The results themselves are pretty shocking. Gzip is one of the simplest optimizations for websites to employ. Turning on Gzip requires very little effort and the performance gains can be huge. So what’s going on? Why are CDNs not doing more to enable compression for their customers? Sadly, as it often turns out, to find the answer you simply need to follow the money. CDNs sell themselves as a tool for improving performance, but they also charge by the byte. The larger the files you send, the more money your CDN makes. This puts their business goals directly at odds with their marketing that says they want to help make your website fast.

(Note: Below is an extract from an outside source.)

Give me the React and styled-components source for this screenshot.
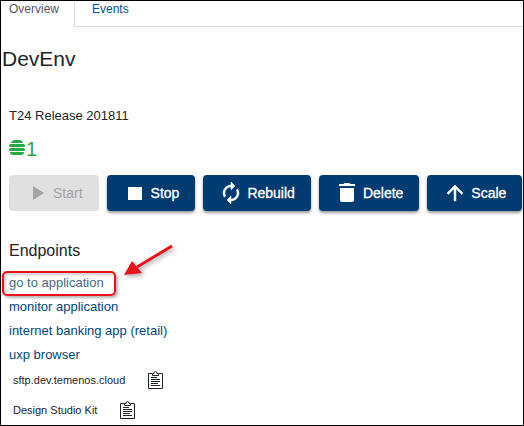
import React from "react";
import styled, { createGlobalStyle, css } from "styled-components";

const GlobalStyle = createGlobalStyle`
  * { box-sizing: border-box; }
  body {
    margin: 0;
    background: #fff;
    color: #212529;
    font-family: "Liberation Sans", Arial, sans-serif;
  }
`;

const Page = styled.main`
  min-height: 100vh;
  border: 1px solid #000;
  overflow: hidden;
`;

const TabBar = styled.nav`
  display: flex;
  height: 26px;
`;

const Tab = styled.a`
  padding: 0 15px 0 8px;
  border-right: 1px solid #dcdcdf;
  font-size: 12px;
  line-height: 16px;
  color: #54585d;
  text-decoration: none;
  ${(p) =>
    !p.$active &&
    css`
      flex: 1;
      padding-left: 17px;
      border-right: 0;
      border-bottom: 1px solid #dcdcdf;
      color: #00508f;
    `}
`;

const Title = styled.h1`
  margin: 20px 0 0 1px;
  font-size: 21px;
  line-height: 24px;
  font-weight: 400;
`;

const Content = styled.section`
  padding: 0 0 0 8px;
`;

const Release = styled.p`
  margin: 37px 0 0;
  font-size: 13px;
  line-height: 16px;
`;

const Instances = styled.div`
  display: flex;
  align-items: center;
  gap: 1px;
  height: 24px;
  margin-top: 13px;
  color: #28a745;
  font-size: 20px;
  line-height: 24px;

  svg { margin-bottom: 4px; }
`;

const Actions = styled.div`
  display: flex;
  gap: 8px;
  margin-top: 14px;
`;

const ActionButton = styled.button`
  display: flex;
  flex: none;
  align-items: center;
  gap: 4px;
  height: 36px;
  padding: 0 16px;
  border: 0;
  border-radius: 4px;
  background: #003c71;
  box-shadow: 0 2px 3px rgba(0, 0, 0, 0.4);
  color: #fff;
  font-family: inherit;
  font-size: 14px;
  -webkit-text-stroke: 0.3px currentColor;

  &:disabled {
    background: #e0e0e0;
    box-shadow: none;
    color: #a3a3a3;
    -webkit-text-stroke: 0;
  }
`;

const Heading = styled.h2`
  margin: 30px 0 0;
  font-size: 16px;
  line-height: 20px;
  font-weight: 400;
`;

const Links = styled.ul`
  margin: 10px 0 0;
  padding: 0;
  list-style: none;
`;

const LinkRow = styled.li`
  position: relative;
  width: fit-content;
  height: 24px;
`;

const EndpointLink = styled.a`
  display: block;
  font-size: 13px;
  line-height: 24px;
  color: ${(p) => (p.$muted ? "#47688c" : "#00467f")};
  text-decoration: none;
`;

const Highlight = styled.span`
  position: absolute;
  inset: 0 -12px -1px -7px;
  border: 2px solid #ee1018;
  border-radius: 5px;
  box-shadow: 2px 2px 3px rgba(0, 0, 0, 0.3), inset 2px 2px 3px rgba(0, 0, 0, 0.2);
  pointer-events: none;
`;

const Arrow = styled.svg`
  position: absolute;
  left: 112px;
  top: -32px;
  filter: drop-shadow(2px 2px 2px rgba(0, 0, 0, 0.35));
  pointer-events: none;
`;

const CopyList = styled.div`
  display: flex;
  flex-direction: column;
  gap: 4px;
`;

const CopyRow = styled.div`
  display: flex;
  align-items: center;
  gap: 23px;
  height: 26px;
  padding-left: 4px;
  font-size: 11px;
`;

const CopyButton = styled.button`
  display: flex;
  padding: 0;
  border: 0;
  background: none;
  color: #20262c;
`;

const Glyph = ({ children }) => (
  <svg width="24" height="24" viewBox="0 0 24 24" fill="currentColor" aria-hidden="true">
    {children}
  </svg>
);

const actions = [
  { label: "Start", path: "M8 5v14l11-7z", disabled: true },
  { label: "Stop", path: "M5 6h14v13H5z" },
  {
    label: "Rebuild",
    path: "M12 6v3l4-4-4-4v3c-4.42 0-8 3.58-8 8 0 1.57.46 3.03 1.24 4.26L6.7 14.8A5.87 5.87 0 0 1 6 12c0-3.31 2.69-6 6-6zm6.76 1.74L17.3 9.2c.44.84.7 1.79.7 2.8 0 3.31-2.69 6-6 6v-3l-4 4 4 4v-3c4.42 0 8-3.58 8-8 0-1.57-.46-3.03-1.24-4.26z",
    bold: true,
  },
  { label: "Delete", path: "M5 7h14v12a2 2 0 0 1-2 2H7a2 2 0 0 1-2-2zM4 3h4.500l1-1h5l1 1H20v2H4z" },
  { label: "Scale", path: "M4 12l1.410 1.410L11 7.830V20h2V7.830l5.580 5.590L20 12l-8-8z", bold: true },
];

const endpoints = ["go to application", "monitor application", "internet banking app (retail)", "uxp browser"];
const copyItems = ["sftp.dev.temenos.cloud", "Design Studio Kit"];

export default function App() {
  return (
    <>
      <GlobalStyle />
      <Page>
        <TabBar>
          <Tab href="#overview" $active>Overview</Tab>
          <Tab href="#events">Events</Tab>
        </TabBar>
        <Title>DevEnv</Title>
        <Content>
          <Release>T24 Release 201811</Release>
          <Instances>
            <svg width="16" height="15" viewBox="0 0 16 15" fill="currentColor" aria-hidden="true">
              <path d="M2 3Q3 0 6 0h4q3 0 4 3z" />
              <rect y="4" width="16" height="3" rx="1.500" />
              <rect y="8" width="16" height="3" rx="1.500" />
              <path d="M1 12h14q0 3-3 3H4q-3 0-3-3z" />
            </svg>
            <span>1</span>
          </Instances>
          <Actions>
            {actions.map(({ label, path, disabled, bold }) => (
              <ActionButton key={label} type="button" disabled={disabled}>
                <Glyph>
                  <path d={path} stroke={bold ? "currentColor" : "none"} strokeWidth="0.500" />
                </Glyph>
                {label}
              </ActionButton>
            ))}
          </Actions>
          <Heading>Endpoints</Heading>
          <Links>
            {endpoints.map((name, i) => (
              <LinkRow key={name}>
                <EndpointLink href="#endpoint" $muted={i === 0}>{name}</EndpointLink>
                {i === 0 && (
                  <>
                    <Highlight />
                    <Arrow width="56" height="40" viewBox="0 0 56 40" aria-hidden="true">
                      <path d="M51 7L16 28" stroke="#ee1018" strokeWidth="3" />
                      <path d="M3 36L11 22L21 34z" fill="#ee1018" />
                    </Arrow>
                  </>
                )}
              </LinkRow>
            ))}
          </Links>
          <CopyList>
            {copyItems.map((name) => (
              <CopyRow key={name}>
                <span>{name}</span>
                <CopyButton type="button" aria-label={`Copy ${name}`}>
                  <svg width="15" height="18" viewBox="0 0 15 18" fill="none" stroke="currentColor" aria-hidden="true">
                    <path d="M4 2.500H.5v15h14v-15H11M4.500 4.500v-2H6q0-2 1.500-2T9 2.500h1.500v2z" />
                    <path d="M3 6.500h6M3 8.500h9M3 10.500h9M3 12.500h7M3 14.500h9" />
                  </svg>
                </CopyButton>
              </CopyRow>
            ))}
          </CopyList>
        </Content>
      </Page>
    </>
  );
}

As a side note, Last-modified headers are another place where this conflict of interest exhibits itself. The shorter the cache life on your content, the more traffic your CDN gets to serve. Shorter TTL’s increase their revenue while hurting your website performance.
As website owners, it’s important for us to understand these business dynamics and be proactive to make sure best practices are being followed on our sites. The good news is that with Real User Measurement (RUM) it’s easier than ever to measure the actual performance that your visitors are experiencing. Less than a year ago there wasn’t a good RUM solution available on the market. Today, hundreds of sites are using Torbit Insight or a similar RUM tool to measure their site speed and correlate their website performance to their business metrics.
RUM is a great way to measure the actual results your CDN is delivering. Perhaps you’ll discover, like Wayfair, that you aren’t getting the performance gains from your CDN that you expect. As I tell people all the time, the first step to improving your speed is making sure you have accurate measurement. The second step is making sure you have covered the basics like enabling Gzip.